Organoleptic evaluation

The bread samples were cooled for 1–2 h to room temperature. The bread was then cut into small slices using a bread knife. Sensory evaluation was performed on a nine-point hedonic scale using 10 semi trained panelists. Samples were randomly assigned to the panelist. The panelists were asked to evaluate each loaf on given sensory score sheet for the attributes such as crumb and crust colour, aroma, texture, mouthfeel, taste, overall acceptability. The nine- point hedonic scale was represented as: 9 = like extremely, 8 = like very much, 7 = like moderately, 6 = like slightly, 5 = neither like nor dislike, 4 = dislike slightly, 3 = dislike moderately, 2 = dislike very much, 1 = extremely dislike (See et al. 2007).

Processing and analysis of data

All determinations were performed in triplicates (n = 3).

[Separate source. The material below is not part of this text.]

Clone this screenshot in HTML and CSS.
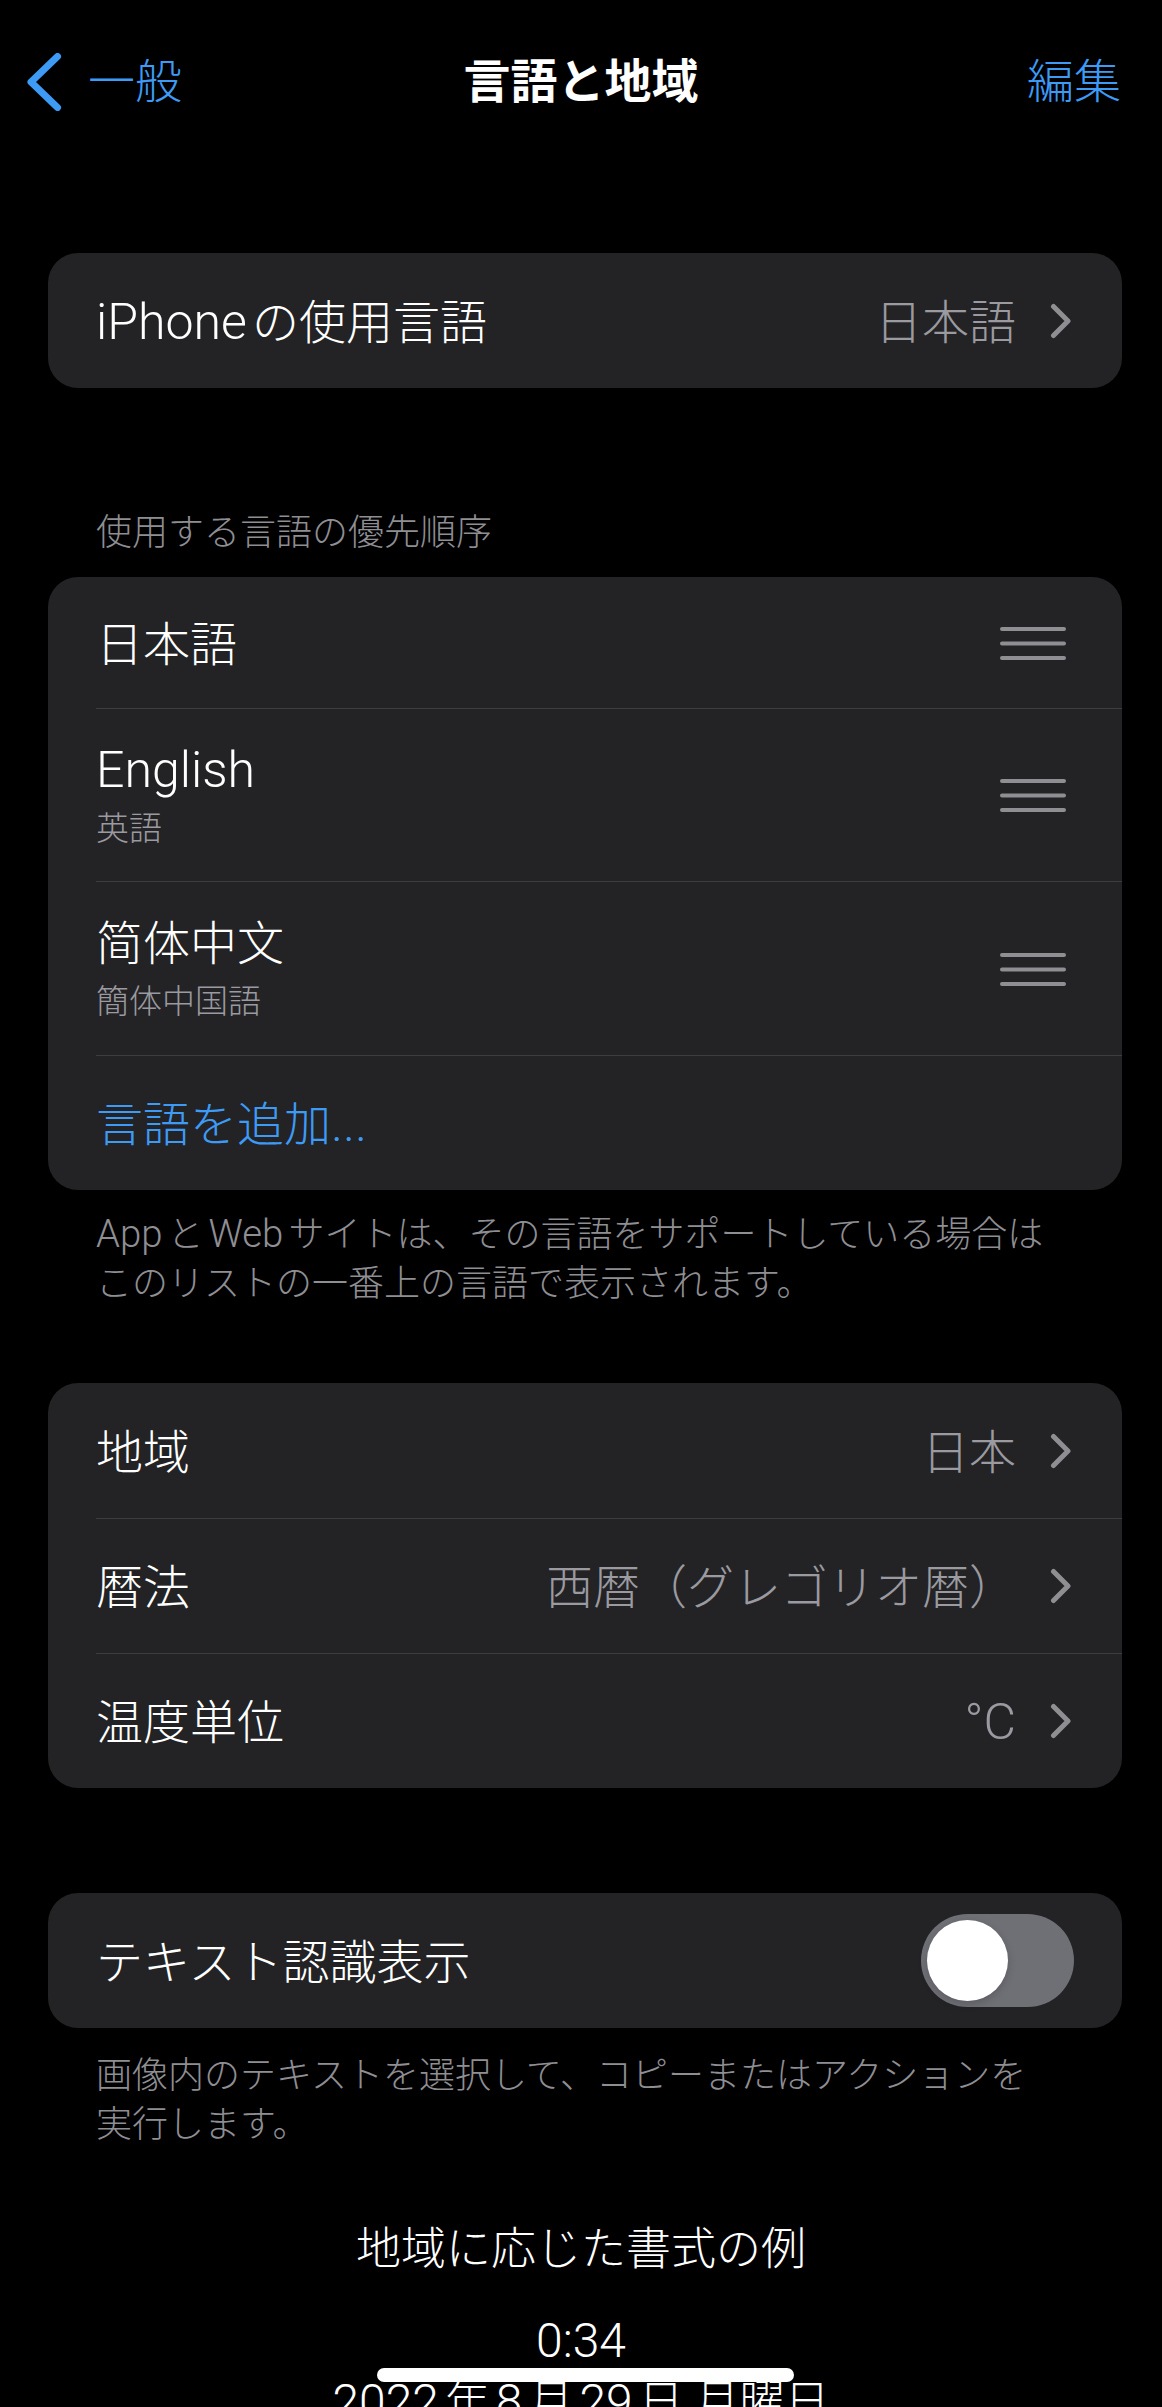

All data were expressed as mean values ± Standard Deviation (SD). Depending upon the experimental design, the inferential statistical analyses were conducted as follows:

  • One-way analysis of variance (ANOVA) was done to analyze the significance in the variation of means between the standard and the experimental samples as well as to analyze the significance in the variation of mean values within the experimental samples. Statistical differences in samples were tested at p < 0.01.

  • Duncan’s multiple-range test (DMRT) was used to differentiate between the mean values. All the analyses were done using SPSS statistics (17.0) software.

Results and discussion

Functional properties of standard and composite flours

Functional properties are the intrinsic physicochemical characteristics which may affect the behavior of food systems during processing and storage. Adequate knowledge of these properties indicate the usefulness and acceptability of a product. Bulk density, Water holding capacity, Water absorption capacity, Oil holding capacity, Swelling index and Foaming capacity of the standard and composite flour blends were analysed to understand their role in the developed product.

Bulk density

Bulk density is generally affected by the particle size and density of the flour and it is very important in determining the packaging requirement, material handling and application in wet processing in the food industry (Karuna et al. 1996). In the present study, the bulk density of the standard refined wheat flour was 0.9259 g/ml which was the lowest amongst all variations. The bulk density of the three experimental variations were significantly higher (p < 0.01) than the standard refined wheat flour.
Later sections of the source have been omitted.